Life was so different here. It didn’t even feel like South Africa anymore, but rather as if I’d entered a time warp. For the most part, there were no luxuries, not even the average shopping mall or supermarket. Nothing was within walking distance, yet everybody walked because there wasn’t an alternative. Few people had cars, and if they did, their road worthiness was evidently questionable. But at the same time, it seems joy abounds, especially in children. How they were able to find such happiness in their everyday tough situations was astounding, and I broke out in spontaneous laughter just watching them laugh at each other.
After filling in forms and having proper eye screenings done, the patients were sent home. If they were diagnosed with a cataract, they were booked in for surgery the next day at Zithulele Hospital in the OR Tambo district.
The ophthalmologist explained that cataracts are a normal part of aging, but if they aren’t diagnosed and removed, it can quickly result in a person going blind. A mother or grandmother going blind usually means one of the children needs to leave school to help around the house, to clean, cook, and fetch firewood and water. This results in many children not getting a proper education.
The ophthalmologist allowed me to sit in on two surgeries as he explained what was happening. It’s a fairly simple surgery which takes about five to ten minutes under normal circumstances. In a government hospital, it’s a miracle if three cataract surgeries happen in a day. This team, on the other hand, does up to 20 operations in one day. It’s staggering. Here in a truck, in the middle of nowhere, there is a small group of people restoring the sight of up to 50 people every month. Talk about productivity.
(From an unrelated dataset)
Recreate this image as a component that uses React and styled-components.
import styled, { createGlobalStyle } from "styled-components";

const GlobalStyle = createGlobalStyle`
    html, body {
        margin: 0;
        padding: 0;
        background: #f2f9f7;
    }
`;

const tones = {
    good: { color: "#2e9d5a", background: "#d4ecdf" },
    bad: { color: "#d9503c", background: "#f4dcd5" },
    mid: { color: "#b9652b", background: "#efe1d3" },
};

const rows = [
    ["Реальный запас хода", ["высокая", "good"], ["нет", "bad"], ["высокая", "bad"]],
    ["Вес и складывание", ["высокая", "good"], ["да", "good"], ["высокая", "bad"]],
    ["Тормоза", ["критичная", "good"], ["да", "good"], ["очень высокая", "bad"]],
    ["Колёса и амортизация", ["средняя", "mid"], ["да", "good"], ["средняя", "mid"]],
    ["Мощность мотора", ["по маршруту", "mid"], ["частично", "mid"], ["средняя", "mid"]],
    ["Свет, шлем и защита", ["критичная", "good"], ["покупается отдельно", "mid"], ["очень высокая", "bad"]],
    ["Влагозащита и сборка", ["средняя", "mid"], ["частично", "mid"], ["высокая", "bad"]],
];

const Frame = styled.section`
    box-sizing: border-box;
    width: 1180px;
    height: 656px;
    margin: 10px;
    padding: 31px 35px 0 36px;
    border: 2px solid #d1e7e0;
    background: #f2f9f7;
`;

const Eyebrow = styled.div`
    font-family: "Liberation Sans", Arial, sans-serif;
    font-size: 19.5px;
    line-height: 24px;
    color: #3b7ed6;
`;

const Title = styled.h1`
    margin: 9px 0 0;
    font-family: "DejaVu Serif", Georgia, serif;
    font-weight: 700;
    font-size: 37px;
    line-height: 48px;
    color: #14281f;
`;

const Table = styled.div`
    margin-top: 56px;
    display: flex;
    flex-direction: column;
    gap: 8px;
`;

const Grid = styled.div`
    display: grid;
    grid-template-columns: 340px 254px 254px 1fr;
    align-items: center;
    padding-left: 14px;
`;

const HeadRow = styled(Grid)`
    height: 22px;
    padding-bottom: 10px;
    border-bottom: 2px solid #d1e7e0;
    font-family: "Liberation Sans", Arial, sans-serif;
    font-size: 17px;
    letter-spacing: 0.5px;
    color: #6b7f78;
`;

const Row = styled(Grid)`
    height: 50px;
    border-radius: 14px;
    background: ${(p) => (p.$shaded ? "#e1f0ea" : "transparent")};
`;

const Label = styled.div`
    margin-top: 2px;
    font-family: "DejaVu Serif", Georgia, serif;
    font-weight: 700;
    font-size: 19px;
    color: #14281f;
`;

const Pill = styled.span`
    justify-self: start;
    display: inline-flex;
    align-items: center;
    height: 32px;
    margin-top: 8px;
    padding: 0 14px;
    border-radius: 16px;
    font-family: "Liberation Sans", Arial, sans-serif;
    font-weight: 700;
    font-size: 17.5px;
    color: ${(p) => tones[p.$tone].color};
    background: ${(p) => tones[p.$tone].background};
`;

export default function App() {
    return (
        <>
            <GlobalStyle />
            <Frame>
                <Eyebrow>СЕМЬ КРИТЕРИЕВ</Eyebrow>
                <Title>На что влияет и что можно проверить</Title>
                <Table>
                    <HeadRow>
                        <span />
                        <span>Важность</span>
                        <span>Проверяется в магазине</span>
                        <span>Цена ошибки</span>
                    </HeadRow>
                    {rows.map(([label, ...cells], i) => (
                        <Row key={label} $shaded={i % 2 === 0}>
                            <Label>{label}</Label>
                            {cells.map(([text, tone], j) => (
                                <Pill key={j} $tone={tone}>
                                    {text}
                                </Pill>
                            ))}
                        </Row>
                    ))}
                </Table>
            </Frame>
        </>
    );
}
I smiled broadly as I chatted with a man coming out from his surgery with an eye patch over his left eye. He put on his shoes, looked up at me, and said: “These are a size 10, but I actually wear a size 8. I got them at a sale — R150 for two pairs! There were only size 10s left, but I got them anyway. Now I wear them to church because they’re the best shoes to shuffle in when I worship.”
As we drove back to East London after a week off the grid, my eyes wandered over the hundreds of pink and turquoise mud huts scattered across the hills and valleys. My thoughts scrolled through the beautiful faces I encountered — young and old. Then I find myself going over that age-old saying: “We can’t do everything, but we can do something”.
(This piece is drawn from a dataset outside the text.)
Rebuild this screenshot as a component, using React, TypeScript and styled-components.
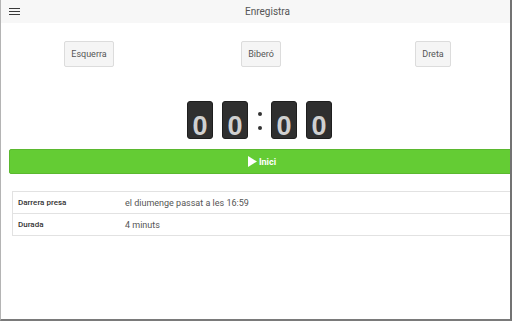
import React from "react";
import styled, { createGlobalStyle } from "styled-components";

const GlobalStyle = createGlobalStyle`
  html, body {
    margin: 0;
    padding: 0;
    background: #fff;
    font-family: Roboto, "Liberation Sans", Arial, sans-serif;
  }
`;

const Frame = styled.div`
  box-sizing: border-box;
  width: 512px;
  height: 321px;
  border-left: 1px solid #b4b4b4;
  border-right: 2px solid #737373;
  border-bottom: 2px solid #7a7a7a;
  overflow: hidden;
  background: #fff;
`;

const Header = styled.header`
  display: flex;
  align-items: center;
  height: 23px;
  background: #f7f7f7;
`;

const MenuButton = styled.div`
  width: 11px;
  padding: 0 0 0 8px;
  display: flex;
  flex-direction: column;
  gap: 2px;
  span {
    display: block;
    height: 1px;
    background: #3a3a3a;
  }
`;

const Title = styled.div`
  flex: 1;
  text-align: center;
  font-size: 10px;
  color: #555;
  padding-left: 5px;
`;

const Content = styled.main`
  width: 520px;
`;

const ChoiceRow = styled.div`
  display: grid;
  grid-template-columns: repeat(3, 172px);
  padding-left: 2px;
  margin-top: 18px;
`;

const ChoiceButton = styled.button`
  justify-self: center;
  height: 26px;
  padding: 0 6px;
  background: #f5f5f5;
  border: 1px solid #dcdcdc;
  border-radius: 2px;
  font-family: Roboto, "Liberation Sans", Arial, sans-serif;
  font-size: 9px;
  color: #555;
`;

const Timer = styled.div`
  display: flex;
  justify-content: center;
  margin-top: 34px;
  padding-right: 3px;
`;

const DigitPair = styled.div`
  display: flex;
  gap: 9px;
`;

const Digit = styled.div`
  box-sizing: border-box;
  width: 26px;
  height: 38px;
  background: #2f2f2f;
  border: 1px solid #1e1e1e;
  border-radius: 3px;
  color: #d0d0d0;
  font-family: "Liberation Sans", Arial, sans-serif;
  font-weight: bold;
  font-size: 27px;
  line-height: 1;
  text-align: center;
  padding-top: 11px;
`;

const Colon = styled.div`
  width: 23px;
  display: flex;
  flex-direction: column;
  align-items: center;
  justify-content: center;
  gap: 10px;
  padding-top: 2px;
  span {
    width: 4px;
    height: 4px;
    border-radius: 50%;
    background: #333;
  }
`;

const StartBar = styled.button`
  display: flex;
  align-items: center;
  justify-content: center;
  gap: 2px;
  margin: 10px 0 0 8px;
  width: 506px;
  height: 25px;
  background: #64cc34;
  border: 1px solid #5bb82f;
  border-radius: 2px;
  color: #fff;
  font-family: Roboto, "Liberation Sans", Arial, sans-serif;
  font-size: 9px;
  font-weight: bold;
`;

const InfoTable = styled.div`
  margin: 17px 0 0 11px;
  width: 503px;
  border: 1px solid #e2e2e2;
  border-right: none;
`;

const InfoRow = styled.div<{ $last?: boolean }>`
  display: grid;
  grid-template-columns: 107px 1fr;
  align-items: center;
  height: 21px;
  border-bottom: ${(p) => (p.$last ? "none" : "1px solid #e2e2e2")};
`;

const Label = styled.div`
  padding-left: 5px;
  font-size: 8px;
  font-weight: 500;
  color: #333;
`;

const Value = styled.div`
  padding-left: 5px;
  font-size: 9px;
  color: #555;
`;

const App = () => {
  return (
    <>
      <GlobalStyle />
      <Frame>
        <Header>
          <MenuButton>
            <span />
            <span />
            <span />
          </MenuButton>
          <Title>Enregistra</Title>
        </Header>
        <Content>
          <ChoiceRow>
            <ChoiceButton>Esquerra</ChoiceButton>
            <ChoiceButton>Biberó</ChoiceButton>
            <ChoiceButton>Dreta</ChoiceButton>
          </ChoiceRow>
          <Timer>
            <DigitPair>
              <Digit>0</Digit>
              <Digit>0</Digit>
            </DigitPair>
            <Colon>
              <span />
              <span />
            </Colon>
            <DigitPair>
              <Digit>0</Digit>
              <Digit>0</Digit>
            </DigitPair>
          </Timer>
          <StartBar>
            <svg width="9" height="11" viewBox="0 0 9 11">
              <path d="M0 0 L9 5.5 L0 11 Z" fill="#fff" />
            </svg>
            Inici
          </StartBar>
          <InfoTable>
            <InfoRow>
              <Label>Darrera presa</Label>
              <Value>el diumenge passat a les 16:59</Value>
            </InfoRow>
            <InfoRow $last>
              <Label>Durada</Label>
              <Value>4 minuts</Value>
            </InfoRow>
          </InfoTable>
        </Content>
      </Frame>
    </>
  );
};

export default App;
And there is so much to be done not only in this country, but in the world. There is so much suffering all around us, and it is probably one of the greatest sins to think our small efforts won’t make a difference. I, too, am guilty.
But here I saw the raw evidence of how a couple of people are using what they have to do one small, five-minute operation after the other, giving back sight and dignity to those who were helpless and dependent on others before. I saw how it is allowing teenagers to get back into school so that they can get the education they deserve and eventually qualify for good jobs that can sustain their own families.
It was a long drive back to civilisation, where rural life would begin to dissipate and bigger houses, malls, factories, and fancy cars would begin to line the streets. I not only had lots of stories to process, but lots of time to ask myself: “What can I do with what is in my hand?”